# start of Data block
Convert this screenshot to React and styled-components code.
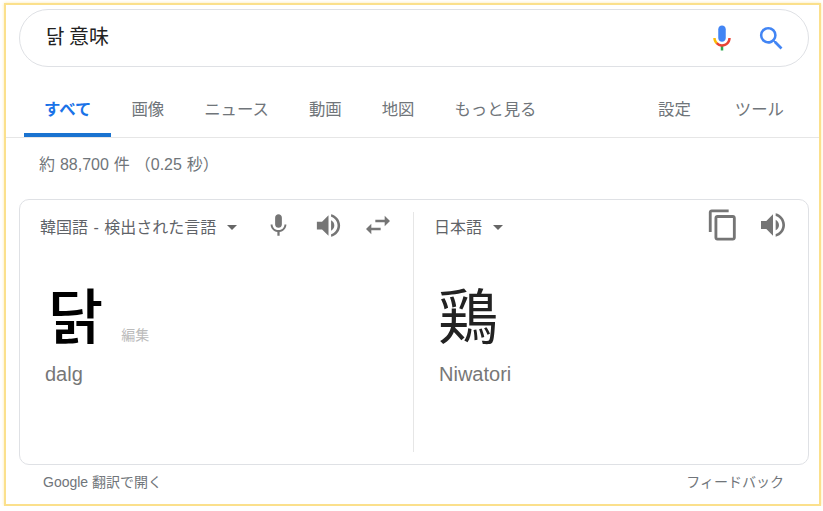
import React from 'react';
import styled, { createGlobalStyle } from 'styled-components';

const GlobalStyle = createGlobalStyle`
  html, body {
    margin: 0;
    padding: 0;
    background: #fff;
    font-family: "Liberation Sans", "Noto Sans CJK JP", sans-serif;
  }
`;

const Frame = styled.div`
  box-sizing: border-box;
  width: 817px;
  height: 503px;
  margin: 3px 0 0 4px;
  border: 2px solid #fbe08c;
  box-shadow: 0 0 3px rgba(251, 224, 140, 0.7);
  background: #fff;
  padding-top: 4px;
`;

const SearchBar = styled.div`
  box-sizing: border-box;
  display: flex;
  align-items: center;
  width: 790px;
  height: 58px;
  margin-left: 13px;
  padding: 0 21px 0 26px;
  border: 1px solid #dfe1e5;
  border-radius: 29px;
`;

const Query = styled.span`
  flex: 1;
  font-family: "Noto Sans CJK JP", sans-serif;
  font-size: 20px;
  line-height: 50px;
  margin-top: -4px;
  color: #222;
`;

const SearchIcons = styled.div`
  display: flex;
  align-items: center;
  gap: 19px;
`;

const Nav = styled.nav`
  display: flex;
  align-items: flex-end;
  height: 70px;
  padding: 0 35px 0 18px;
  border-bottom: 1px solid #e6e6e6;
`;

const Tab = styled.a`
  box-sizing: border-box;
  height: 41px;
  padding: 0 20px;
  font-family: "Noto Sans CJK JP", sans-serif;
  font-size: 16.4px;
  font-weight: ${(p) => (p.$active ? 700 : 400)};
  line-height: 24px;
  color: ${(p) => (p.$active ? '#1a73e8' : '#70757a')};
  border-bottom: 4px solid ${(p) => (p.$active ? '#1a73d0' : 'transparent')};
`;

const NavSpacer = styled.div`
  flex: 1;
`;

const ToolTab = styled(Tab)`
  padding: 0;
  margin-left: 44px;
`;

const Stats = styled.div`
  height: 61px;
  padding: 16px 0 0 33px;
  box-sizing: border-box;
  font-size: 16px;
  word-spacing: 0.5px;
  line-height: 21px;
  color: #70757a;
`;

const Card = styled.div`
  box-sizing: border-box;
  display: flex;
  width: 790px;
  height: 266px;
  margin-left: 13px;
  padding: 12px 0;
  border: 1px solid #dfe1e5;
  border-radius: 10px;
`;

const Panel = styled.div`
  box-sizing: border-box;
  width: ${(p) => p.$width}px;
  padding-left: 20px;
  border-left: ${(p) => (p.$divided ? '1px solid #e6e6e6' : 'none')};
`;

const PanelHeader = styled.div`
  display: flex;
  align-items: center;
  height: 32px;
`;

const LanguageSelect = styled.div`
  display: flex;
  align-items: center;
  font-size: 16px;
  word-spacing: 1px;
  line-height: 32px;
  color: #5f6368;
`;

const Caret = styled.span`
  width: 0;
  height: 0;
  margin: 0 0 2px 11px;
  border-left: 5.5px solid transparent;
  border-right: 5.5px solid transparent;
  border-top: 5px solid #666;
`;

const IconRow = styled.div`
  display: flex;
  align-items: center;
  margin-left: auto;
  margin-right: ${(p) => p.$right}px;
  margin-top: -6px;
  color: #757575;
`;

const IconSlot = styled.div`
  display: flex;
  align-items: center;
  justify-content: center;
  width: 50px;
`;

const Source = styled.div`
  display: flex;
  align-items: flex-end;
  height: 82px;
  margin-top: 28px;
`;

const BigWord = styled.div`
  font-family: "Noto Sans CJK ${(p) => p.$lang}", sans-serif;
  font-size: ${(p) => p.$size}px;
  font-weight: ${(p) => p.$weight};
  line-height: 82px;
  color: ${(p) => p.$color};
  margin-left: ${(p) => p.$offset}px;
`;

const EditLink = styled.span`
  font-family: "Noto Sans CJK JP", sans-serif;
  font-size: 14px;
  line-height: 20px;
  margin: 0 0 10px 18px;
  color: #bbb;
`;

const Reading = styled.div`
  margin: 8px 0 0 5px;
  font-size: 20px;
  line-height: 24px;
  color: #777;
`;

const Footer = styled.div`
  display: flex;
  justify-content: space-between;
  width: 741px;
  margin: 7px 0 0 37px;
  font-size: 14px;
  line-height: 20px;
  color: #70757a;
`;

function GoogleMic() {
    return (<svg width="30" height="30" viewBox="0 0 24 24">
        <path fill="#4285f4" d="m12 15c1.66 0 3-1.31 3-2.97v-7.02c0-1.66-1.34-3.01-3-3.01s-3 1.34-3 3.01v7.02c0 1.66 1.34 2.97 3 2.97z" />
        <path fill="#34a853" d="m11 18.08h2v3.92h-2z" />
        <path fill="#fbbc05" d="m7.05 16.87c-1.27-1.33-2.05-2.83-2.05-4.87h2c0 1.45 0.56 2.42 1.47 3.38v0.32l-1.15 1.18z" />
        <path fill="#ea4335" d="m12 16.93a4.97 5.25 0 0 1 -3.54 -1.55l-1.41 1.49c1.26 1.34 3.02 2.13 4.95 2.13 3.87 0 6.99-2.92 6.99-6.99h-1.99c0 2.92-2.24 4.92-5 4.92z" />
    </svg>
    );
}

function SearchGlyph() {
    return (<svg width="31" height="31" viewBox="0 0 24 24" fill="#4285f4">
        <path d="M15.5 14h-.79l-.28-.27A6.471 6.471 0 0 0 16 9.5 6.5 6.5 0 1 0 9.5 16c1.61 0 3.09-.59 4.23-1.57l.27.28v.79l5 4.99L20.49 19l-4.99-5zm-6 0C7.01 14 5 11.99 5 9.5S7.01 5 9.5 5 14 7.01 14 9.5 11.99 14 9.5 14z" />
    </svg>
    );
}

function Glyph({ size, d }) {
    return (<IconSlot>
        <svg width={size} height={size} viewBox="0 0 24 24" fill="currentColor">
            <path d={d} />
        </svg>
    </IconSlot>
    );
}

const MIC = 'M12 14c1.66 0 2.99-1.34 2.99-3L15 5c0-1.66-1.34-3-3-3S9 3.34 9 5v6c0 1.66 1.34 3 3 3zm5.3-3c0 3-2.54 5.1-5.3 5.1S6.7 14 6.7 11H5c0 3.41 2.72 6.23 6 6.72V21h2v-3.28c3.28-.48 6-3.3 6-6.72h-1.7z';
const VOLUME = 'M3 9v6h4l5 5V4L7 9H3zm13.5 3c0-1.77-1.02-3.29-2.5-4.03v8.05c1.48-.73 2.5-2.25 2.5-4.02zM14 3.23v2.06c2.89.86 5 3.54 5 6.71s-2.11 5.85-5 6.71v2.06c4.01-.91 7-4.49 7-8.77s-2.99-7.86-7-8.77z';
const SWAP = 'M6.99 11L3 15l3.99 4v-3H14v-2H6.99v-3zM21 9l-3.99-4v3H10v2h7.01v3L21 9z';
const COPY = 'M16 1H4c-1.1 0-2 .9-2 2v14h2V3h12V1zm3 4H8c-1.1 0-2 .9-2 2v14c0 1.1.9 2 2 2h11c1.1 0 2-.9 2-2V7c0-1.1-.9-2-2-2zm0 16H8V7h11v14z';

export default function App() {
    return (<>
        <GlobalStyle />
        <Frame>
            <SearchBar>
                <Query>닭 意味</Query>
                <SearchIcons>
                    <GoogleMic />
                    <SearchGlyph />
                </SearchIcons>
            </SearchBar>
            <Nav>
                <Tab $active>すべて</Tab>
                <Tab>画像</Tab>
                <Tab>ニュース</Tab>
                <Tab>動画</Tab>
                <Tab>地図</Tab>
                <Tab>もっと見る</Tab>
                <NavSpacer />
                <ToolTab>設定</ToolTab>
                <ToolTab>ツール</ToolTab>
            </Nav>
            <Stats>約 88,700 件 （0.25 秒）</Stats>
            <Card>
                <Panel $width={393}>
                    <PanelHeader>
                        <LanguageSelect>韓国語 - 検出された言語<Caret /></LanguageSelect>
                        <IconRow $right={10}>
                            <Glyph size={27} d={MIC} />
                            <Glyph size={31} d={VOLUME} />
                            <Glyph size={32} d={SWAP} />
                        </IconRow>
                    </PanelHeader>
                    <Source>
                        <BigWord $lang="KR" $size={60} $weight={500} $color="#000" $offset={8}>닭</BigWord>
                        <EditLink>編集</EditLink>
                    </Source>
                    <Reading>dalg</Reading>
                </Panel>
                <Panel $width={395} $divided>
                    <PanelHeader>
                        <LanguageSelect>日本語<Caret /></LanguageSelect>
                        <IconRow $right={10}>
                            <Glyph size={34} d={COPY} />
                            <Glyph size={32} d={VOLUME} />
                        </IconRow>
                    </PanelHeader>
                    <Source>
                        <BigWord $lang="JP" $size={60} $weight={400} $color="#222" $offset={4}>鶏</BigWord>
                    </Source>
                    <Reading>Niwatori</Reading>
                </Panel>
            </Card>
            <Footer>
                <span>Google 翻訳で開く</span>
                <span>フィードバック</span>
            </Footer>
        </Frame>
    </>
    );
}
# end of Data block
Pick out each line that holds the string "React".

Convert this screenshot to React and styled-components code.
import React from 'react';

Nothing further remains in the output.